■ Objective
Copy out lines with the word "React" from the material that follows.

##### Collected material #####

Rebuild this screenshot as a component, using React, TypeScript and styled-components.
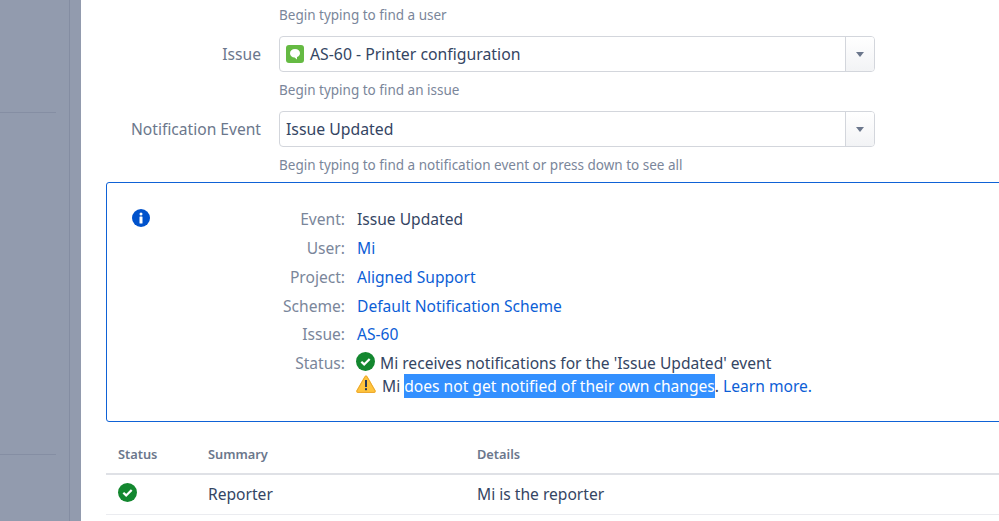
import React from 'react';
import styled, { createGlobalStyle } from 'styled-components';

const GlobalStyle = createGlobalStyle`
html, body { margin: 0; padding: 0; background: #fff; }
body { font-family: 'Noto Sans', 'Open Sans', sans-serif; color: #344563; overflow: hidden; }
`;

const Page = styled.div`
display: flex;
width: 999px;
height: 521px;
overflow: hidden;
`;

const Sidebar = styled.div`
flex: 0 0 81px;
box-sizing: border-box;
height: 521px;
background: #929bae;
display: flex;
`;

const SidebarInner = styled.div`
flex: 0 0 69px;
border-right: 1px solid #848da2;
padding-top: 112px;
`;

const SidebarLine = styled.div<{ $gap: number }>`
width: 56px;
height: 1px;
background: #858ea3;
margin-bottom: ${p => p.$gap}px;
`;

const Main = styled.div`
flex: 1;
min-width: 0;
padding-top: 6px;
padding-left: 25px;
`;

const Hint = styled.div`
margin-left: 173px;
font-size: 13.5px;
line-height: 18px;
color: #7a869a;
`;

const FormRow = styled.div`
display: flex;
align-items: center;
margin-top: 12px;
margin-bottom: 9px;
`;

const FieldLabel = styled.label`
width: 155px;
text-align: right;
font-size: 15.6px;
line-height: 34px;
color: #6b778c;
margin-right: 18px;
`;

const Select = styled.div`
box-sizing: border-box;
width: 596px;
height: 36px;
display: flex;
border: 1px solid #d3d6dc;
border-radius: 4px;
overflow: hidden;
`;

const SelectValue = styled.div`
flex: 1;
display: flex;
align-items: center;
gap: 6px;
padding-left: 6px;
font-size: 15.8px;
color: #344563;
`;

const SelectButton = styled.div`
flex: 0 0 28px;
display: flex;
align-items: center;
justify-content: center;
border-left: 1px solid #d3d6dc;
background: linear-gradient(#ffffff, #f2f3f5);
`;

const Caret = styled.div`
width: 0;
height: 0;
border-left: 4.5px solid transparent;
border-right: 4.5px solid transparent;
border-top: 5px solid #6b778c;
`;

const InfoBox = styled.div`
box-sizing: border-box;
width: 920px;
height: 240px;
margin-top: 8px;
border: 1px solid #0f62d6;
border-radius: 3px;
display: flex;
padding: 22px 0 0 25px;
`;

const InfoIconSlot = styled.div`
flex: 0 0 18px;
height: 18px;
margin-top: 4px;
`;

const InfoGrid = styled.div`
display: grid;
grid-template-columns: 195px auto;
grid-auto-rows: 28.85px;
column-gap: 12px;
font-size: 15.6px;
line-height: 28px;
`;

const InfoKey = styled.div`
text-align: right;
color: #7a869a;
`;

const InfoValue = styled.div`
color: #344563;
`;

const InfoLink = styled.a`
color: #0c5ed6;
text-decoration: none;
`;

const StatusLines = styled.div`
padding-top: 3px;
margin-left: -1px;
`;

const StatusLine = styled.div`
display: flex;
align-items: flex-start;
gap: 5px;
height: 23px;
line-height: 23px;
white-space: nowrap;
`;

const WarningSlot = styled.span`
display: flex;
flex: 0 0 20px;
margin-right: 1px;
`;

const Selected = styled.span`
background: #3390ff;
color: #fff;
padding: 1px 0;
`;

const Table = styled.div`
width: 920px;
margin-top: 18px;
`;

const TableRow = styled.div<{ $head?: boolean }>`
display: grid;
grid-template-columns: 90px 269px 1fr;
align-items: center;
box-sizing: border-box;
height: ${p => (p.$head ? 35 : 40)}px;
padding-left: 12px;
padding-bottom: ${p => (p.$head ? 6 : 1)}px;
border-bottom: ${p => (p.$head ? 2 : 1)}px solid ${p => (p.$head ? '#dfe1e6' : '#ebecf0')};
font-size: ${p => (p.$head ? 12.8 : 15.6)}px;
font-weight: ${p => (p.$head ? 600 : 400)};
color: ${p => (p.$head ? '#6b778c' : '#344563')};
`;

const RowStatus = styled.span`
display: flex;
margin-bottom: 4px;
`;

function CheckIcon({ size }: { size: number }) {
  return (
    <svg width={size} height={size} viewBox="0 0 20 20">
      <circle cx="10" cy="10" r="10" fill="#13872f" />
      <path d="M5.6 10.3l3 2.8 5.8-5.800" fill="none" stroke="#fff" strokeWidth="2.4" />
    </svg>
  );
}

function WarningIcon() {
  return (
    <svg width="20" height="18" viewBox="0 0 20 18">
      <path d="M8.6 1.2c.6-1.100 2.200-1.100 2.800 0l8.200 14.300c.6 1.100-.2 2.400-1.400 2.400H1.800C.6 17.900-.2 16.600.4 15.500z" fill="#ffc43d" />
      <path d="M9 1.700c.4-.7 1.600-.7 2 0l8 14c.4.8-.1 1.700-1 1.700H2c-.9 0-1.400-.9-1-1.700z" fill="none" stroke="#eaa630" strokeWidth="1" />
      <rect x="9" y="5" width="2" height="7" fill="#253858" />
      <rect x="9" y="13.200" width="2" height="2" fill="#253858" />
    </svg>
  );
}

function InfoIcon() {
  return (
    <svg width="18" height="18" viewBox="0 0 18 18">
      <circle cx="9" cy="9" r="9" fill="#0052cc" />
      <rect x="7.500" y="3.500" width="3" height="3" rx="1.500" fill="#fff" />
      <rect x="7.500" y="7.500" width="3" height="7" rx="0.500" fill="#fff" />
    </svg>
  );
}

function IssueTypeIcon() {
  return (
    <svg width="18" height="18" viewBox="0 0 18 18">
      <rect width="18" height="18" rx="3" fill="#65ba43" />
      <path d="M9 4c-3 0-5 1.800-5 4.300 0 2.400 2 4.200 4.600 4.200l2.400 2v-2.400c1.800-.6 3-2.100 3-3.800C14 5.800 12 4 9 4z" fill="#fff" />
    </svg>
  );
}

export default function App() {
  return (
    <Page>
      <GlobalStyle />
      <Sidebar>
        <SidebarInner>
          <SidebarLine $gap={341} />
          <SidebarLine $gap={0} />
        </SidebarInner>
      </Sidebar>
      <Main>
        <Hint>Begin typing to find a user</Hint>
        <FormRow>
          <FieldLabel>Issue</FieldLabel>
          <Select>
            <SelectValue><IssueTypeIcon />AS-60 - Printer configuration</SelectValue>
            <SelectButton><Caret /></SelectButton>
          </Select>
        </FormRow>
        <Hint>Begin typing to find an issue</Hint>
        <FormRow>
          <FieldLabel>Notification Event</FieldLabel>
          <Select>
            <SelectValue>Issue Updated</SelectValue>
            <SelectButton><Caret /></SelectButton>
          </Select>
        </FormRow>
        <Hint>Begin typing to find a notification event or press down to see all</Hint>
        <InfoBox>
          <InfoIconSlot><InfoIcon /></InfoIconSlot>
          <InfoGrid>
            <InfoKey>Event:</InfoKey>
            <InfoValue>Issue Updated</InfoValue>
            <InfoKey>User:</InfoKey>
            <InfoValue><InfoLink>Mi</InfoLink></InfoValue>
            <InfoKey>Project:</InfoKey>
            <InfoValue><InfoLink>Aligned Support</InfoLink></InfoValue>
            <InfoKey>Scheme:</InfoKey>
            <InfoValue><InfoLink>Default Notification Scheme</InfoLink></InfoValue>
            <InfoKey>Issue:</InfoKey>
            <InfoValue><InfoLink>AS-60</InfoLink></InfoValue>
            <InfoKey>Status:</InfoKey>
            <InfoValue>
              <StatusLines>
                <StatusLine><CheckIcon size={19} />Mi receives notifications for the 'Issue Updated' event</StatusLine>
                <StatusLine><WarningSlot><WarningIcon /></WarningSlot><span>Mi <Selected>does not get notified of their own changes</Selected>. <InfoLink>Learn more.</InfoLink></span></StatusLine>
              </StatusLines>
            </InfoValue>
          </InfoGrid>
        </InfoBox>
        <Table>
          <TableRow $head><span>Status</span><span>Summary</span><span>Details</span></TableRow>
          <TableRow><RowStatus><CheckIcon size={19} /></RowStatus><span>Reporter</span><span>Mi is the reporter</span></TableRow>
        </Table>
      </Main>
    </Page>
  );
}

#####

■ Reply to the task
Rebuild this screenshot as a component, using React, TypeScript and styled-components.
import React from 'react';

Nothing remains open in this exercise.